The Court of Appeal considered the issue of the burden of proof and in my view rightly held in effect that upon the respondent showing that the withdrawals from its accounts were made in breach of mandate the burden shifted to the appellant to prove its claim that the withdrawals were for discharging the respondent's liabilities or otherwise for the respondent's benefit, and did not occasion loss. In this regard, the appellant relied mainly on Exhs. D16 and D17. The former is a list of debits made on the shillings account between 6.1.93 and 31.12.96; while the latter as I have just noted is the list of debits on the dollar account. The appellant compiled both lists for the purpose of the suit and while the suit was pending hearing. Both lists commence from January 1993 apparently because the bank's records for 1992 were destroyed. In my view the lists do not assist the appellant to discharge its burden to show that the debits were in respect of payments to discharge the respondent's legal liabilities or otherwise for its benefit. Their inadequacy may be illustrated in two respects. On both exhibits many debits are listed with no indication of the signatory that made the payment.

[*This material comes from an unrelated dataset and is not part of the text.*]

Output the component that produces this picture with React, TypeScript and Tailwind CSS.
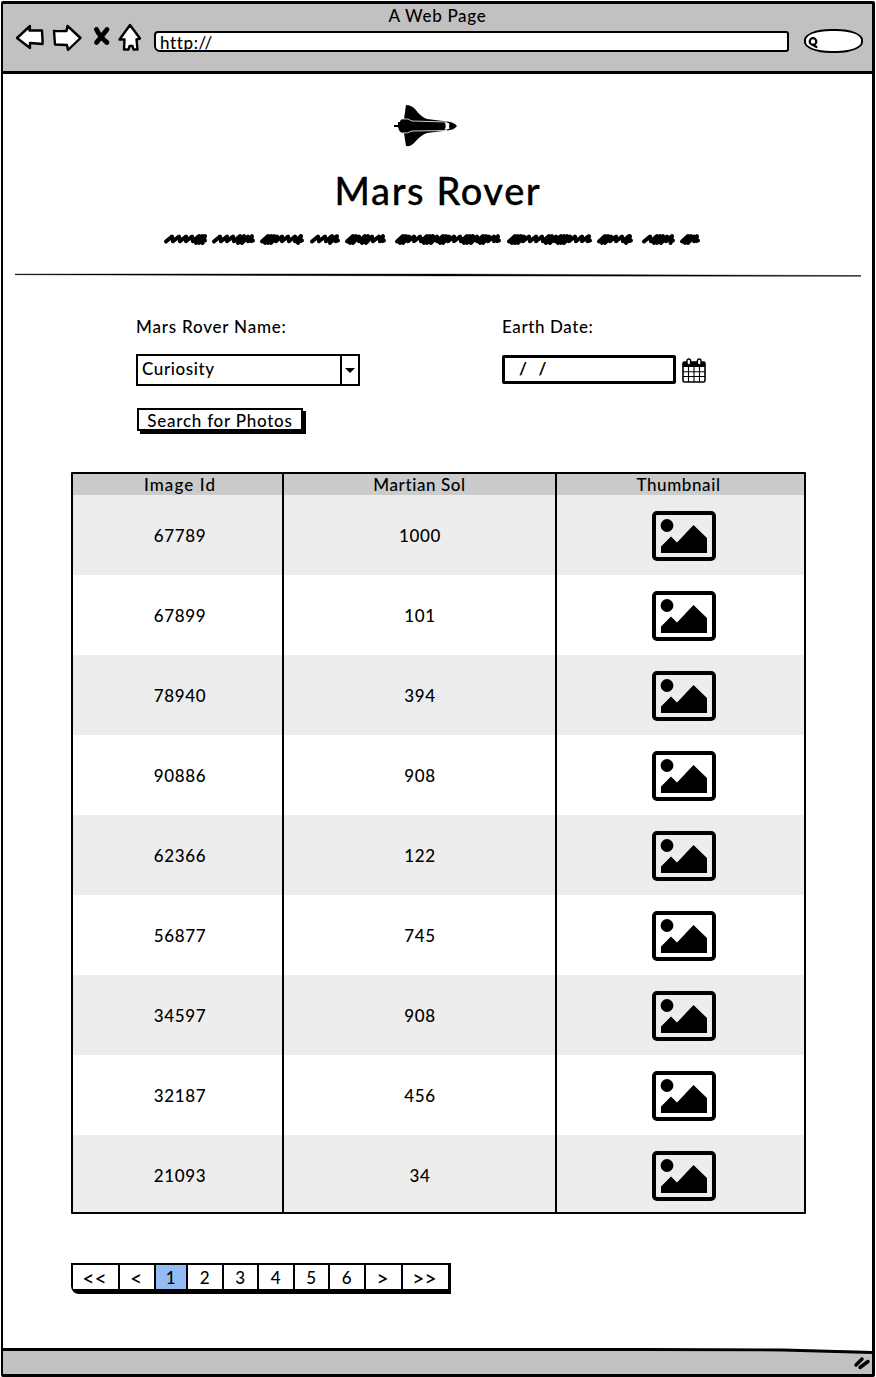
import React from 'react';

const rows = [
  ['67789', '1000'],
  ['67899', '101'],
  ['78940', '394'],
  ['90886', '908'],
  ['62366', '122'],
  ['56877', '745'],
  ['34597', '908'],
  ['32187', '456'],
  ['21093', '34'],
];

const words = [
  [164, 207], [212, 255], [260, 304], [310, 340], [345, 386],
  [395, 501], [507, 592], [597, 633], [642, 675], [680, 700],
];

// Stroke advances for each word: wide steps leave gaps, narrow ones fill in.
const advances = [
  [7, 7, 6, 7, 3, 3, 5], [7, 6, 7, 4, 4, 6], [3, 3, 3, 5, 6, 7, 6], [7, 7, 4, 6], [3, 3, 6, 3, 4, 7, 7],
  [3, 3, 5, 6, 7, 3, 3, 4, 6], [3, 3, 3, 5, 7, 6, 7, 3, 4, 5], [3, 3, 5, 6, 7], [7, 3, 3, 4, 5], [3, 3, 6],
];

function scribble(x0: number, x1: number, steps: number[]) {
  let x = x0 + 2;
  let d = `M${x} 8.5`;
  for (let i = 0; x < x1 - 7; i++) {
    const step = Math.min(steps[i % steps.length], x1 - 5 - x + 0.5);
    const dense = step < 5;
    d += `L${x + 6} ${dense ? 3 : 3.5}L${x + step} ${dense ? 10 : 8.3}`;
    x += step;
  }
  return d + `L${x1 - 3} 3.200L${x1 - 4} 8L${x1 - 2} 7.500`;
}

function Toolbar() {
  return (
    <svg className="block h-[32px] w-[130px] shrink-0" viewBox="0 0 130 32" fill="white" stroke="black" strokeWidth="2.4" strokeLinejoin="round" strokeLinecap="round">
      <path d="M2 16L15 4L14.500 8.500L27 8.500C27 13 28 18 27.500 22L15 21L15 26Z" />
      <path d="M39 9C42.500 9.500 47.500 8.800 51.500 9L52.500 4L65.500 16L53 28L52 23L40 22.500Q39.500 16 39 9Z" />
      <path d="M81.500 7.500Q85 15 92 20.500M92 7.500Q87 14 81.500 20.500" strokeWidth="4.800" />
      <path d="M115 3L125 16.500L121.500 17.500L122.500 27.500H118.500L117.500 24L114.500 24L113.500 27.500H109L109.500 17.500L104.500 17.500Z" />
    </svg>
  );
}

function Shuttle() {
  return (
    <svg className="block h-[42px] w-[64px]" viewBox="0 0 64 42">
      <path d="M12 0Q17 0 21 4Q27 12 33 14L53 16.500Q60 17 63 21Q60 25 53 25.500L33 28Q27 30 21 37Q17 42 12 41L10 28Q6 28 5 25L4 22H0V20H4V17H6Q6 14 10 14Z" />
      <path d="M9 14Q14 13 18 16L53 17M9 28Q14 28.500 18 26L53 25.500" fill="none" stroke="white" strokeWidth="0.800" />
      <path d="M50.500 17.500Q54 17 55.500 18.800Q54.500 21 55.500 23.500Q54 25 50.500 24.500Q53 21 50.500 17.500Z" fill="white" />
    </svg>
  );
}

function Thumb() {
  return (
    <svg className="ml-[6px] block h-[50px] w-[64px]" viewBox="0 0 64 50">
      <rect x="2" y="2" width="60" height="46" rx="3" fill="none" stroke="black" strokeWidth="4" />
      <circle cx="15" cy="14.500" r="6.400" />
      <path d="M9 42V35.500L19 25.500L25 31.500L41.500 14L55 27V42Z" />
    </svg>
  );
}

function Calendar() {
  return (
    <svg className="block h-[25px] w-[24px]" viewBox="0 0 24 25">
      <rect x="1" y="4" width="22" height="20" rx="1.500" fill="white" stroke="black" strokeWidth="1.600" />
      <path d="M1 4H23V9H1Z" />
      <path d="M1 13.800H23M1 18.500H23M6.500 9V24M12 9V24M17.500 9V24" stroke="black" strokeWidth="1.100" />
      <rect x="5" y="1" width="3.600" height="6" rx="1.800" fill="white" stroke="black" strokeWidth="1.400" />
      <rect x="15.400" y="1" width="3.600" height="6" rx="1.800" fill="white" stroke="black" strokeWidth="1.400" />
    </svg>
  );
}

function PageButton({ label, width, active }: { label: string; width: number; active?: boolean }) {
  const arrow = label.includes('<') || label.includes('>');
  return (
    <div
      className={`flex items-center justify-center border-r-2 border-black pt-px last:border-r-0 ${active ? 'bg-[#94bbf3]' : 'bg-white'} ${arrow ? 'pr-[2px] text-[21px] tracking-[0px]' : ''}`}
      style={{ width }}
    >
      {label}
    </div>
  );
}

export default function App() {
  return (
    <div className="flex h-[1377px] w-[876px] bg-white px-px pt-px font-['Lato',sans-serif] text-[17px] leading-[20px] font-medium tracking-[0.6px] text-black">
      <div className="flex w-[874px] flex-col rounded-[2px] border-[3px] border-l-2 border-black">
        <header className="h-[70px] shrink-0 border-b-[3px] border-black bg-[#c1c1c1]">
          <div className="flex h-[18px] justify-center pt-[2px]">
            <span className="tracking-[0.7px]">A Web Page</span>
          </div>
          <div className="flex items-start pl-[12px]">
            <Toolbar />
            <div className="mt-[9px] ml-[9px] h-[21px] w-[635px] overflow-hidden rounded-[4px_3px_3px_6px] border-[2.500px] border-black bg-white pl-[4px]">
              <span className="block">http:<span className="tracking-[2px]">//</span></span>
            </div>
            <div className="mt-[7px] ml-[15px] flex h-[24px] w-[59px] items-center rounded-[45%] border-[2.500px] border-black bg-white pl-[2px]">
              <svg className="mt-[3px] h-[12px] w-[12px]" viewBox="0 0 12 12" fill="none" stroke="black" strokeWidth="2.200" strokeLinecap="round">
                <circle cx="5" cy="4.500" r="3.300" />
                <path d="M5 8L8.500 10" />
              </svg>
            </div>
          </div>
        </header>

        <main className="flex grow flex-col pl-px">
          <div className="flex flex-col items-center pt-[31px]">
            <div className="pr-[24px]"><Shuttle /></div>
            <h1 className="mt-[18px] text-[38px] leading-[50px] font-medium tracking-[1.600px] [-webkit-text-stroke:0.300px_black]">Mars Rover</h1>
          </div>
          <svg className="mt-[18px] block h-[14px] w-[868px] shrink-0" viewBox="4 0 868 14" fill="none" stroke="black" strokeWidth="4" strokeLinecap="round" strokeLinejoin="round">
            {words.map(([a, b], i) => <path key={a} d={scribble(a, b, advances[i])} />)}
          </svg>
          <svg className="mt-[26px] ml-[11px] block h-[4px] w-[846px] shrink-0" viewBox="0 0 846 4">
            <path d="M0 1L180 1L430 1.100L846 2.600L846 3.300L430 2.900L180 2.300L0 1.700Z" stroke="black" strokeWidth="0.400" />
          </svg>

          <div className="mt-[40px] flex h-[119px] pl-[132px]">
            <div className="w-[366px]">
              <div className="tracking-[0.800px]">Mars Rover Name:</div>
              <div className="mt-[17px] flex h-[32px] w-[224px] border-2 border-black">
                <div className="grow pt-[3px] pl-[4px]">Curiosity</div>
                <div className="flex w-[18px] items-center justify-center border-l-2 border-black">
                  <svg className="h-[5px] w-[10px]" viewBox="0 0 10 5"><path d="M0 0H10L5 5Z" /></svg>
                </div>
              </div>
              <button className="mt-[22px] ml-px block h-[23px] w-[166px] border-2 border-black bg-white leading-[20px] font-medium tracking-[0.750px] whitespace-nowrap shadow-[3px_3px_0_0_#000]"><span className="block pt-px">Search for Photos</span></button>
            </div>
            <div>
              <div>Earth Date:</div>
              <div className="mt-[18px] flex items-start">
                <div className="h-[29px] w-[174px] rounded-[2px] border-[3px] border-black pt-px pl-[14px] font-bold">
                  <span>/</span><span className="pl-[11px]">/</span>
                </div>
                <div className="ml-[6px] pt-[3px]"><Calendar /></div>
              </div>
            </div>
          </div>

          <div className="mt-[36px] ml-[67px] h-[742px] w-[735px] shrink-0 overflow-hidden rounded-[1px] border-[2.500px] border-black">
            <div className="grid h-[21px] grid-cols-[211px_273px_1fr] bg-[#cbcbcb] text-center leading-[22px]">
              <div className="border-r-2 border-black pl-[5px] tracking-[1.100px]">Image Id</div>
              <div className="border-r-2 border-black">Martian Sol</div>
              <div className="pr-[4px]">Thumbnail</div>
            </div>
            {rows.map(([id, sol], i) => (
              <div key={id} className={`grid h-[80px] grid-cols-[211px_273px_1fr] ${i % 2 ? 'bg-white' : 'bg-[#ededed]'}`}>
                <div className="flex items-center justify-center border-r-2 border-black pt-[2px] pl-[5px]">{id}</div>
                <div className="flex items-center justify-center border-r-2 border-black pt-[2px] pl-px">{sol}</div>
                <div className="flex items-center justify-center pt-[2px]"><Thumb /></div>
              </div>
            ))}
          </div>

          <div className="mt-[49px] ml-[67px] flex h-[31px] w-[380px] rounded-bl-[8px] border-2 border-r-[3px] border-b-[5px] border-black">
            <PageButton label="<<" width={47} />
            <PageButton label="<" width={36} />
            <PageButton label="1" width={32} active />
            <PageButton label="2" width={36} />
            <PageButton label="3" width={35} />
            <PageButton label="4" width={36} />
            <PageButton label="5" width={35} />
            <PageButton label="6" width={36} />
            <PageButton label=">" width={37} />
            <PageButton label=">>" width={45} />
          </div>
        </main>

        <footer className="flex h-[26px] shrink-0 items-start justify-end bg-[#c1c1c1]">
          <svg className="block h-[26px] w-[869px]" viewBox="0 0 869 26">
            <path d="M0 0H869V3L780 1L640 0Z" fill="white" />
            <path d="M0 1.500L640 1.500L780 2L869 4.500" fill="none" stroke="black" strokeWidth="2.800" />
            <path d="M853 17L859 11M857 19.500L865 13.500" stroke="black" strokeWidth="3.500" strokeLinecap="round" />
          </svg>
        </footer>
      </div>
    </div>
  );
}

Secondly none of the listed payments is supported by any invoice or other evidence to show that the payee is a legitimate creditor of the respondent.

 

The nearest I would have considered to be acceptable are debits for ledger fees and other bank charges, but they negligible and were not pursued in the submissions.

In conclusion I would hold that the Court of Appeal did not err in upholding the award of damages made to the respondent by the trial court. The appellant has not made out a case for disallowing or reducing it.

 

DATED at Mengo the 17th day of August 2005.